The container in which BBB is running should have:

  • Ubuntu 16. This is the only Linux distro supported by BBB.
  • A FQDN (bbb.csclub.uwaterloo.ca).
  • A public IPv4 address (and optionally an IPv6 address).
  • Firewall exceptions for TCP ports 80 and 443 and UDP ports 16384 - 32768.
  • Ansible installed. This can be done via apt install ansible.
  • An SSL key pair. See SSL. In this tutorial they are called csclub-wildcard-chain.crt and csclub-wildcard.key.

Instructions

  1. First we will setup the database. Login to coffee as the postgres user, run psql, then run the following:
    CREATE USER greenlight WITH PASSWORD 'replace_this_password';
    CREATE DATABASE greenlight;
    ALTER DATABASE greenlight OWNER TO greenlight;
    
  2. I wrote an Ansible playbook here which automates most of the setup (steps adapted from here). This also takes care of installing Greenlight, which is the web frontend for BBB.
    Git clone the repo into a folder, say /root/ansible. Take a look over the files and customize any values as you see fit. Once you are satisfied, run ansible-playbook playbook.yml.
  3. Once the playbook has finished, open /opt/greenlight/.env and set the value of DB_PASSWORD.
  4. Place copies of csclub-wildcard-chain.crt and csclub-wildcard.key in the directory /etc/nginx/ssl. The key file must have permissions 0600.
  5. Restart BBB by running bbb-conf --restart.
  6. At some point you may need to run the bundle command as the greenlight user, especially if you are customizing Greenlight. Add the following to /opt/greenlight/.profile:
    export PATH=$HOME/.gem/ruby/2.7.0/bin:$PATH
    export $(grep -v '^#' ~/.env)
    export RAILS_ENV=production
    export BUNDLE_APP_CONFIG=~/.bundle
    

    This will allow you to run bundle after logging in as the greenlight user.

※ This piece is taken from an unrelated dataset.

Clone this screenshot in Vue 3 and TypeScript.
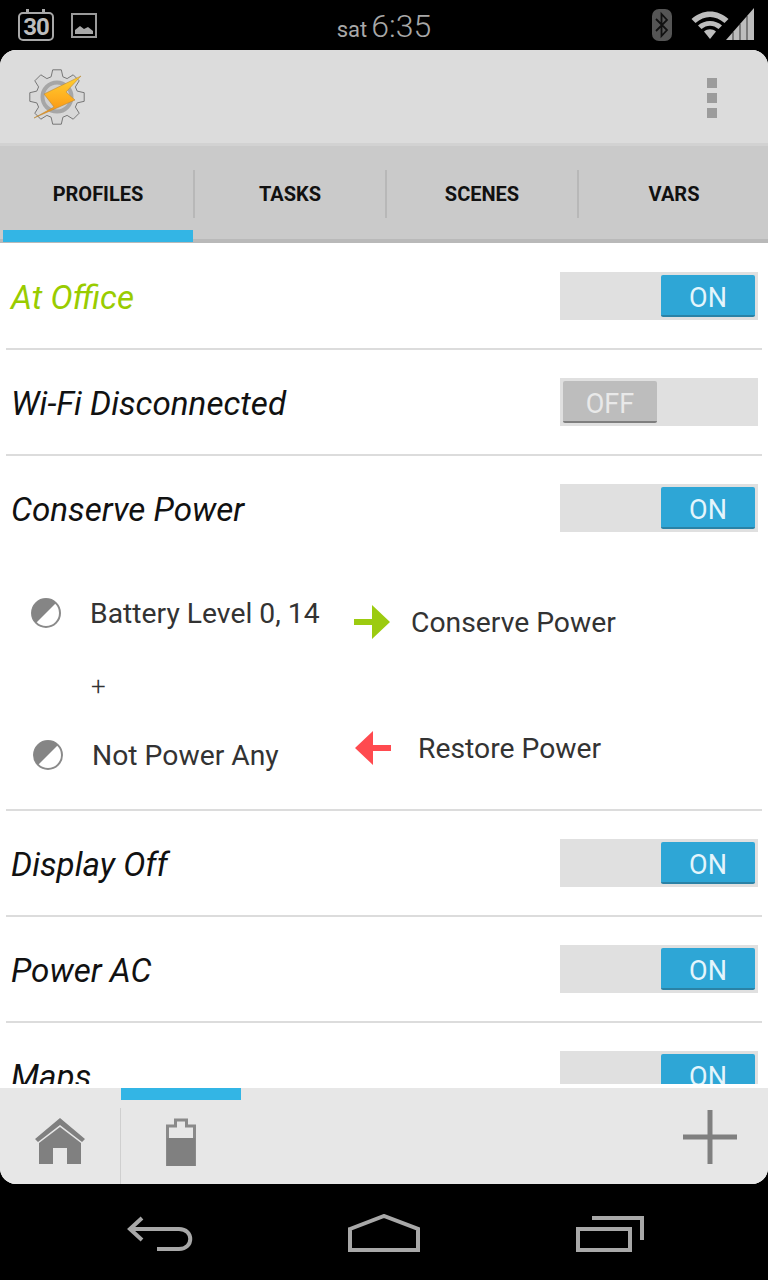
<script setup lang="ts">
const tabs = ['PROFILES', 'TASKS', 'SCENES', 'VARS']

// the gear in the logo, 8 teeth round the middle of its 58x58 box
const gearPath = (() => {
  const pts: string[] = []
  const teeth = 8
  for (let i = 0; i < teeth; i++) {
    const a = (i / teeth) * Math.PI * 2 - Math.PI / 2
    const step = (Math.PI * 2) / teeth
    const add = (r: number, off: number) => {
      pts.push(`${(28 + r * Math.cos(a + off * step)).toFixed(1)},${(28 + r * Math.sin(a + off * step)).toFixed(1)}`)
    }
    add(21, -0.36)
    add(27.5, -0.2)
    add(27.5, 0.2)
    add(21, 0.36)
  }
  return 'M' + pts.join(' L') + ' Z'
})()
</script>

<template>
  <div class="phone">
    <header class="status">
      <div class="status-left">
        <div class="calendar"><span>30</span></div>
        <svg width="26" height="25" viewBox="0 0 26 25">
          <rect x="1" y="1" width="24" height="23" fill="none" stroke="#9a9a9a" stroke-width="2" />
          <path d="M4 21 V17 L9 13 L13 16 L17 14 L22 18 V21 Z" fill="#a8a8a8" />
        </svg>
      </div>
      <div class="clock"><span class="day">sat</span> <span class="time">6:35</span></div>
      <div class="status-right">
        <svg class="bt" width="22" height="33" viewBox="0 0 22 33">
          <rect x="1" y="0" width="20" height="32" rx="7" fill="#555" />
          <path d="M5 10 L16 21 L10.5 27 V5 L16 11 L5 22" fill="none" stroke="#111" stroke-width="1.8" />
        </svg>
        <svg width="66" height="33" viewBox="0 0 66 33">
          <g transform="translate(2.5 1)">
            <path d="M1 10 C12 0 27 0 38 10 L34 14 C25 6 14 6 5 14 Z" fill="#bdbdbd" />
            <path d="M7.5 16.5 C14 10.5 25 10.5 31.5 16.5 L28 20 C23 15.5 16 15.5 11 20 Z" fill="#bdbdbd" />
            <path d="M13.5 22.5 C17 19.5 22 19.5 25.5 22.5 L19.5 30 Z" fill="#bdbdbd" />
          </g>
          <path d="M38 32 L66 0 V32 Z" fill="#bdbdbd" />
          <path d="M45 32 V24 M52 32 V16 M59 32 V8" stroke="#000" stroke-width="1" opacity="0.7" />
        </svg>
      </div>
    </header>

    <div class="app">
      <div class="action-bar">
        <svg class="logo" width="58" height="58" viewBox="0 0 58 58">
          <defs>
            <linearGradient id="bolt" x1="0" y1="0" x2="0" y2="1">
              <stop offset="0" stop-color="#ffd030" />
              <stop offset="0.5" stop-color="#ffb020" />
              <stop offset="1" stop-color="#f58a10" />
            </linearGradient>
          </defs>
          <path :d="gearPath" fill="#d8d8d8" stroke="#777" stroke-width="1" />
          <circle cx="28" cy="28" r="14.5" fill="#cfcfcf" stroke="#a6a6a6" stroke-width="4" />
          <path d="M52 7 L15 25 L25 38 L5 49 L46 31 L37 23 Z" fill="url(#bolt)" stroke="#b98a3a" stroke-width="0.6" />
        </svg>
        <div class="overflow">
          <i></i>
          <i></i>
          <i></i>
        </div>
      </div>

      <nav class="tabs">
        <div v-for="(tab, i) in tabs" :key="tab" class="tab" :class="{ active: i === 0 }">
          <span>{{ tab }}</span>
        </div>
      </nav>

      <main class="list">
        <section class="row">
          <div class="row-head">
            <span class="title green">At Office</span>
            <div class="toggle on"><div class="knob">ON</div></div>
          </div>
        </section>
        <section class="row">
          <div class="row-head">
            <span class="title">Wi-Fi Disconnected</span>
            <div class="toggle"><div class="knob">OFF</div></div>
          </div>
        </section>
        <section class="row">
          <div class="row-head">
            <span class="title">Conserve Power</span>
            <div class="toggle on"><div class="knob">ON</div></div>
          </div>
          <div class="details">
            <div class="contexts">
              <div class="context first">
                <svg width="32" height="32" viewBox="0 0 32 32">
                  <circle cx="16" cy="16" r="14" fill="#fff" stroke="#8a8a8a" stroke-width="2" />
                  <path d="M6 26 A14 14 0 0 1 26 6 Z" fill="#858585" />
                </svg>
                <span>Battery Level 0, 14</span>
              </div>
              <div class="plus">+</div>
              <div class="context second">
                <svg width="32" height="32" viewBox="0 0 32 32">
                  <circle cx="16" cy="16" r="14" fill="#fff" stroke="#8a8a8a" stroke-width="2" />
                  <path d="M6 26 A14 14 0 0 1 26 6 Z" fill="#858585" />
                </svg>
                <span>Not Power Any</span>
              </div>
            </div>
            <div class="actions">
              <div class="action enter">
                <svg width="38" height="36" viewBox="0 0 38 36">
                  <path d="M1 15 H19 V1 L37 18 L19 35 V21 H1 Z" fill="#9ccb10" />
                </svg>
                <span>Conserve Power</span>
              </div>
              <div class="action exit">
                <svg width="38" height="36" viewBox="0 0 38 36">
                  <path d="M37 15 H19 V1 L1 18 L19 35 V21 H37 Z" fill="#ff4a4f" />
                </svg>
                <span>Restore Power</span>
              </div>
            </div>
          </div>
        </section>
        <section class="row">
          <div class="row-head">
            <span class="title">Display Off</span>
            <div class="toggle on"><div class="knob">ON</div></div>
          </div>
        </section>
        <section class="row">
          <div class="row-head">
            <span class="title">Power AC</span>
            <div class="toggle on"><div class="knob">ON</div></div>
          </div>
        </section>
        <section class="row">
          <div class="row-head">
            <span class="title">Maps</span>
            <div class="toggle on"><div class="knob">ON</div></div>
          </div>
        </section>
      </main>

      <footer class="bottom">
        <div class="home-slot">
          <svg width="52" height="48" viewBox="0 0 52 48">
            <path d="M1 22 L26 1 L51 22 L48 25 L26 8 L4 25 Z" fill="#808080" />
            <path d="M5 26 L26 10 L47 26 V47 H33 V31 H19 V47 H5 Z" fill="#808080" />
          </svg>
        </div>
        <div class="project-slot">
          <svg width="30" height="48" viewBox="0 0 30 48">
            <path d="M1.5 8 H9.5 V2 H20.5 V8 H28.5 V47 H1.5 Z" fill="#e7e7e7" stroke="#8a8a8a" stroke-width="3" />
            <rect x="1" y="20" width="28" height="28" fill="#808080" />
          </svg>
        </div>
        <svg class="add" width="54" height="54" viewBox="0 0 54 54">
          <path d="M0 27 H54 M27 0 V54" stroke="#808080" stroke-width="5" />
        </svg>
      </footer>
    </div>

    <div class="nav">
      <svg width="66" height="36" viewBox="0 0 66 36">
        <path d="M15 2 L3 13 L15 24 M3 13 H52 C67 13 67 33 52 33 H30" fill="none" stroke="#a8a8a8" stroke-width="4" />
      </svg>
      <svg width="72" height="38" viewBox="0 0 72 38">
        <path d="M2 15 L36 2 L70 15 V36 H2 Z" fill="none" stroke="#a8a8a8" stroke-width="4" />
      </svg>
      <svg width="68" height="36" viewBox="0 0 68 36">
        <rect x="2" y="13" width="52" height="21" fill="none" stroke="#a8a8a8" stroke-width="4" />
        <path d="M16 2 H66 V24" fill="none" stroke="#a8a8a8" stroke-width="4" />
      </svg>
    </div>
  </div>
</template>

<style scoped>
.phone {
  width: 768px;
  height: 1280px;
  background: #000;
  display: flex;
  flex-direction: column;
  overflow: hidden;
  font-family: Roboto, "Liberation Sans", sans-serif;
}

.status {
  height: 50px;
  flex: none;
  display: grid;
  grid-template-columns: 1fr auto 1fr;
  align-items: start;
}
.status-left {
  display: flex;
  align-items: flex-start;
  gap: 17px;
  padding: 12px 0 0 18px;
}
.status-left svg {
  margin-top: 1px;
}
.calendar {
  width: 36px;
  height: 29px;
  box-sizing: border-box;
  border: 2px solid #a8a8a8;
  border-radius: 5px;
  display: flex;
  align-items: center;
  justify-content: center;
  color: #bdbdbd;
  font-size: 24px;
  font-weight: 700;
  letter-spacing: -1px;
  position: relative;
}
.calendar::before,
.calendar::after {
  content: "";
  position: absolute;
  top: -5px;
  width: 3px;
  height: 4px;
  background: #a8a8a8;
}
.calendar::before {
  left: 6px;
}
.calendar::after {
  right: 7px;
}
.clock {
  color: #a8a8a8;
  padding-top: 8px;
  line-height: 36px;
}
.day {
  font-size: 22px;
}
.time {
  font-size: 32px;
  font-weight: 300;
}
.status-right {
  display: flex;
  justify-content: flex-end;
  padding: 8px 14px 0 0;
  gap: 15px;
}
.bt {
  margin-top: 1px;
}

.app {
  height: 1134px;
  flex: none;
  background: #fff;
  border-radius: 16px;
  overflow: hidden;
  display: flex;
  flex-direction: column;
}

.action-bar {
  height: 93px;
  flex: none;
  background: #dcdcdc;
  display: flex;
  align-items: center;
  justify-content: space-between;
  padding: 0 51px 0 29px;
}
.logo {
  margin-top: 2px;
}
.overflow {
  display: flex;
  flex-direction: column;
  gap: 5px;
  margin-top: 3px;
}
.overflow i {
  display: block;
  width: 10px;
  height: 10px;
  background: #9c9c9c;
}

.tabs {
  height: 100px;
  flex: none;
  box-sizing: border-box;
  background: #cacaca;
  border-top: 3px solid #d2d2d2;
  border-bottom: 4px solid #b9b9b9;
  display: flex;
}
.tab {
  flex: 1;
  display: flex;
  align-items: center;
  justify-content: center;
  position: relative;
  font-size: 20px;
  font-weight: 700;
  color: #111;
  padding: 2px 0 0 4px;
}
.tab + .tab::before {
  content: "";
  position: absolute;
  left: 1px;
  top: 24px;
  width: 2px;
  height: 48px;
  background: #b8b8b8;
}
.tab.active::after {
  content: "";
  position: absolute;
  left: 3px;
  right: -1px;
  bottom: -3px;
  height: 12px;
  background: #33b5e5;
}

.list {
  height: 841px;
  flex: none;
  overflow: hidden;
  box-sizing: border-box;
  padding-top: 1px;
  margin-bottom: 4px;
}
.row {
  margin: 0 6px;
  border-bottom: 2px solid #dcdcdc;
}
.row-head {
  height: 104px;
  display: flex;
  align-items: center;
  justify-content: space-between;
  padding: 0 4px 0 5px;
}
.title {
  font-size: 33.2px;
  font-style: italic;
  color: #111;
  padding-top: 2px;
}
.title.green {
  color: #99cc00;
}

.toggle {
  width: 198px;
  height: 48px;
  box-sizing: border-box;
  background: #e0e0e0;
  padding: 3px;
  display: flex;
}
.toggle.on {
  justify-content: flex-end;
}
.knob {
  width: 94px;
  height: 42px;
  box-sizing: border-box;
  border-radius: 2px;
  border-bottom: 2px solid #7f7f7f;
  background: #bdbdbd;
  color: #e9e9e9;
  font-size: 27px;
  padding-top: 5px;
  display: flex;
  align-items: center;
  justify-content: center;
}
.toggle.on .knob {
  background: #2ea6d6;
  border-bottom-color: #2a82a6;
  color: #e4f5fc;
}

.details {
  height: 249px;
  display: flex;
  color: #333;
  font-size: 28.3px;
}
.contexts {
  width: 347px;
  flex: none;
  box-sizing: border-box;
  padding: 33px 0 0 24px;
}
.context {
  display: flex;
  align-items: center;
  height: 40px;
  gap: 28px;
}
.context.second {
  padding-left: 2px;
}
.plus {
  height: 30px;
  margin: 38px 0 34px 61px;
  line-height: 30px;
  font-size: 26px;
  font-weight: 300;
}
.actions {
  padding-top: 42px;
}
.action {
  display: flex;
  align-items: center;
  height: 40px;
  gap: 20px;
}
.action.exit {
  margin-top: 86px;
  gap: 26px;
  padding-left: 1px;
}

.bottom {
  height: 96px;
  flex: none;
  background: #e7e7e7;
  display: flex;
  align-items: flex-start;
}
.home-slot {
  width: 121px;
  height: 76px;
  box-sizing: border-box;
  margin-top: 20px;
  border-right: 1px solid #cfcfcf;
  padding: 9px 0 0 34px;
}
.project-slot {
  width: 120px;
  height: 96px;
  box-sizing: border-box;
  border-top: 12px solid #33b5e5;
  padding: 18px 0 0 45px;
}
.add {
  margin: 22px 31px 0 auto;
}

.nav {
  flex: 1;
  display: flex;
  align-items: flex-start;
  gap: 155px;
  padding: 32px 0 0 127px;
}
.nav svg:nth-child(2) {
  margin-top: -2px;
}
.nav svg:nth-child(3) {
  margin-left: 1px;
}
</style>

<style>
body {
  background: #000;
}
</style>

  7. Enable and run the systemd service for Greenlight:
    systemctl enable greenlight
    systemctl start greenlight
    
  8. Now we will need to create an administrator account. There is theoretically a way to do this using bundle, but I wasn't able to get it to work. So here is the workaround I used.
    1. First, login to https://bbb.csclub.uwaterloo.ca using your CSC credentials, then log back out.
    2. Login to coffee as the postgres user, run psql, then run the following:
      \c greenlight
      UPDATE users SET role_id = 2 WHERE username = 'my_csc_username';
      

      When you log back in to Greenlight, you should now be an admin.

  9. To ensure that future sysadmins automatically become Greenlight admins, create a new role called "sysadmin" from the org settings in Greenlight.
  10. To set a custom logo in the top left corner, go to 'Site Settings', and replace the branding image URL. I'm using a small CSC logo hosted on our git server in the csc-propaganda repo [1].

Upgrading

When upgrading Greenlight, make sure to run the DB migrations before restarting the systemd service:

su - greenlight
bundle exec rake db:migrate

Some notes about TURN

The BBB docs suggest running your own TURN server. TURN is used for bypassing NATs and firewalls by basically relaying UDP traffic. I did not install one because I didn't think it was necessary, but if we have some users in restrictive firewalled environments, we may have to install our TURN server. Make sure to ask IST for the appropriate port exceptions and update turn-stun-servers.xml.